Way back in May 2012 when I first visited Kahokya it was immediately obvious that two of the biggest challenges facing that community were lack of access to energy, and lack of water.  As you know we addressed the energy issue with a solar project in December that year.  A project that was then successfully replicated in 7 other remote and rural Baptist churches.

However, the water issue was more of a challenge.  I knew that the high rainfall for most of the year would lend itself to rainwater collection, but the church were in a transition from their old wood/mud building to a new brick one, and anyway although its easy to put guttering up to gather the rain its harder to figure out an affordable and secure way of storing it.

In September this year I went back to Kahokya to visit the now-completed new brick church with Gulu-based BMS colleague Tim Darby, who is a water and sanitation engineer.  We were there to establish the charcoal making project, which we've already done in several other places and which is a process requiring a fair amount of water.  As ladies trudged up the hill to the church with heavy jerry-cans slung from their heads, I was reminded about the difficulties of getting water there and so picked Tim's vastly-more technical brain on what we could do.  On the way home on the newly graded mountain road (which used to terrify me but is now safe and easy to drive) we measured the distance until we reached the communal public pump-tap at the bottom of the hill:  8km.  Yes 8km, or 5 miles, is the distance that people of Kahokya, - mostly women and children, walk every day to fetch water in 20 litre jerry cans, which they then lug back up the steep hill for the return 8km to their homes near the church.

Tim gave us instructions and pictures for how to make a ferro-cement water tank, and did lots of clever engineering maths on a spreadsheet to calculate the optimum size of tank based on the roof dimensions, slope and material; and the average rainfall for that area.

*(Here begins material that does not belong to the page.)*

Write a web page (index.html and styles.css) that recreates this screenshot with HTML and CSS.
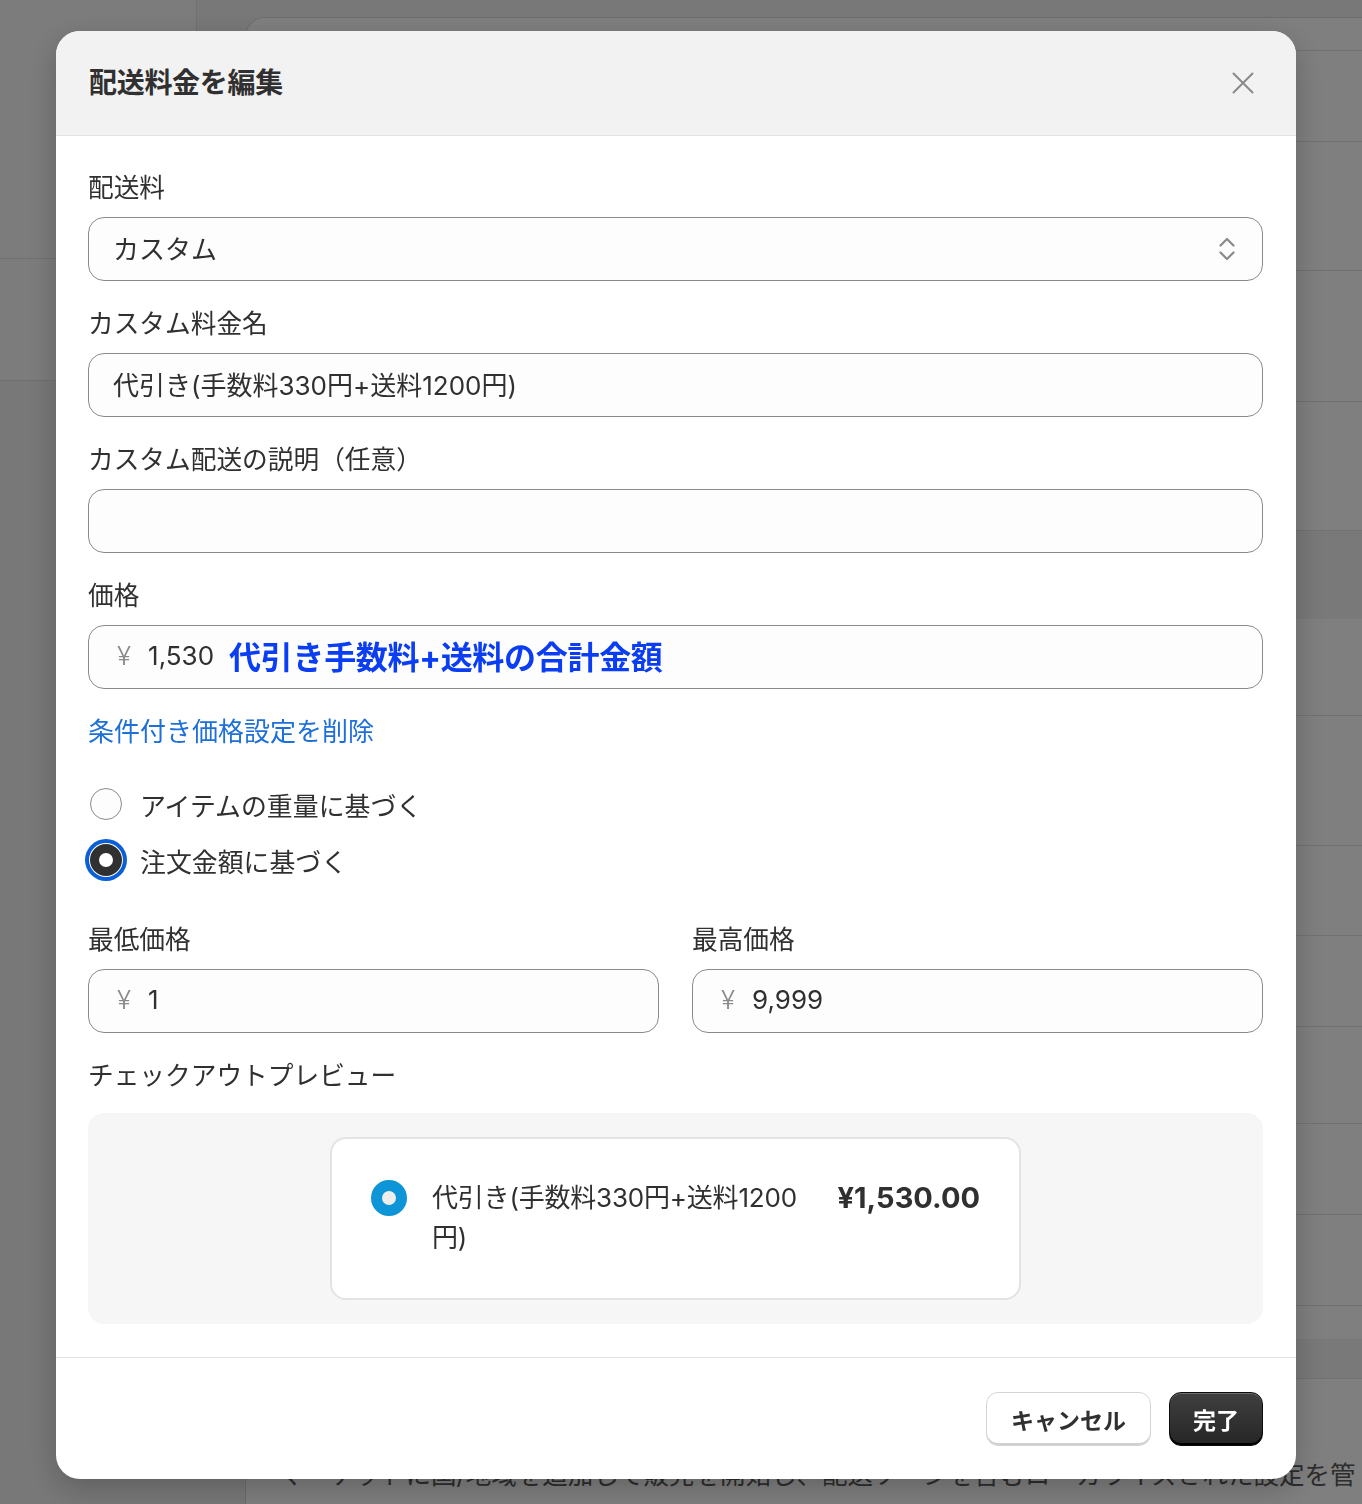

In late October we received a generous donation from a friend from church.  Now we had the technical plan and the funding, we just needed the skilled labour and materials.  Another visit and a meeting lead to agreement that Kahokya BC would collect the 25 sacks of sand required (from the side of the newly graded road!), gather all the water needed (more trudging 8km from the tap), provide unskilled labour and mountains of food for everyone involved.  The donation would purchase gutters, pipes, metal bars, metal mesh, binding wire and several bags of cement.  Isaiah, Pr Alfonse and Pr Ezekiel from Kikyo BC would provide the skilled labour, and I would be the driver and general lackey/builder's assistant!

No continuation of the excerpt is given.